What’s a creative brief? And why is this so important?

A creative brief is an organizational tool that every project needs to keep it on track. It’s based on a simple form that’s been refined through the years within each organization who uses it religiously – and that is what makes it work.

There are questions or ‘prompts’ in a brief that provide essential information for a creative team to consider as they start a project.

If you work with creatives on any kind of project – copywriting, design, marketing, whatever… you absolutely need a creative brief. It outlines the reason for the project, the nature of the brand, the target audience, the restrictions, the goals of the project … even details like word limits and color/image restrictions are important. It’s all there in black and white.

Now, most seasoned marketers have had the experience of handing over a project to a writer and/or designer, and when you see their first draft back you stare at it and say, “What happened?
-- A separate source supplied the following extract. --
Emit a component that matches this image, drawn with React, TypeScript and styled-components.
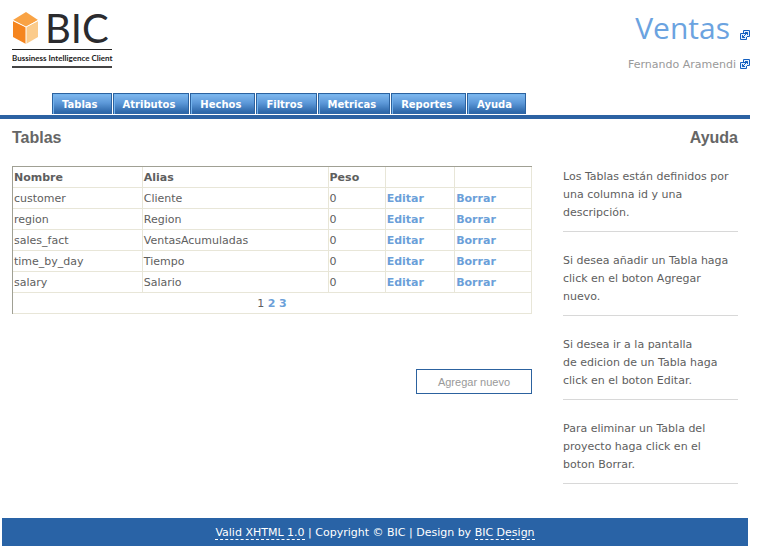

Why is this so far off track?”

Well, there’s a very good chance that there was no brief — and because of that, the verbal and unorganized written communication provided at ‘kickoff’ didn’t include some essential tidbit of information that would have kept it on track. This can happen also if the creative team just jumps in and ignores the brief.  You must sit down and run through the brief with the players, or nobody will get around to reading it.

What’s included in a creative brief?

Each organization seems to develop their own special version. — but there are basics that really must be there.  A general form of a brief may include:

Project description: why is this being done? Marketing objective- response? Awareness?

Situation analysis: background information, state of the market, customer buying habits, new product change, competitors? What have you done before, and with what result? Solid numbers are really important.

Audience: Age, hobbies, why they may want your product or service, have they owned an earlier version, etc. What is their perception of their need for your product?

How should this change the way your customer behaves? Every effort must change something – from generating more loyalty to turning the tide and getting them to buy from you!

How is your product or service differentiated from the competition? Is it stronger or weaker? Be honest with yourself and your creative team so they can be ready to address such issues.

Offer: What do you have in mind for an offer, and why do you feel that’s a good offer? Are you open to other offers? What is the time limit for the offer to be fulfilled? What must the customer do to take advantage of the offer?

How much per unit/sale of this product or service is expected… in the front end, and in the back end? This will likely determine whether this is a lead-generation effort, or a direct-selling effort.

What is the goal for the number of units/sales? This, with the budget, is key to what the creatives will actually do in the end to make your effort successful.

Deadline to either go to the newspaper, the blog, the website, the printer, or does this coincide with any special event?

Budget: How much do you have to spend on the total project including printing, mailing, creative, etc. *

* I know, this is tough. But, it’s good professionalism to identify your budget and give your team full advantage of it so they can work with you on how to spend it. And you may be surprised … your creative team may put more of your budget into the printing, and pay themselves less, just to make the project more successful.

Whew! Looks like a lot of work!
Who fills out this brief? And will anyone even read it?

This really should take less than an hour if you’re organized! Inside an agency, it’s usually written by the account planner and the client, who is interviewed by the account planner to create the form.

In a freelance environment, there are many iterations… if the client is knowledgeable (as you are now, for having read this article), they kick it off and fill in what they can as thoroughly as possible. Then they work with other managers involved in the project, and in the end, they ask the creative to discuss it to see if there’s missing information — sometimes this will show up through the creative’s questions and knowledge of what’s needed.

A less experienced creative may not even ask for a brief, and they may not realize what can go wrong when there is information missing. But you must do the brief anyway. It’s worth the time to write it, and make sure your creative team really ‘gets it’ before the project starts moving. This will help drive the project to greater success.

Is there anything else that helps a creative team to hit the mark more accurately?

You may have a trove of treasure for them … sales DVDs, sell sheets, database profiles, research results (as recent as possible), samples of prior efforts, current efforts, and brand rules including an FTP site with logos, colors, photos and any other resources you can provide. (Don’t let them in into the FTP site until you’ve made it clear on the brief what they are allowed to use.)

Time for kickoff!

Armed with this information, you are ready for a startup meeting with your creative team. And with this brief, the meeting will go faster, saving you some time. As you review the work in steps, compare what they are showing you to the brief so you all stay on track. The project will progress more smoothly, and you’re likely to have far superior an experience as well as an outcome you can all be proud of.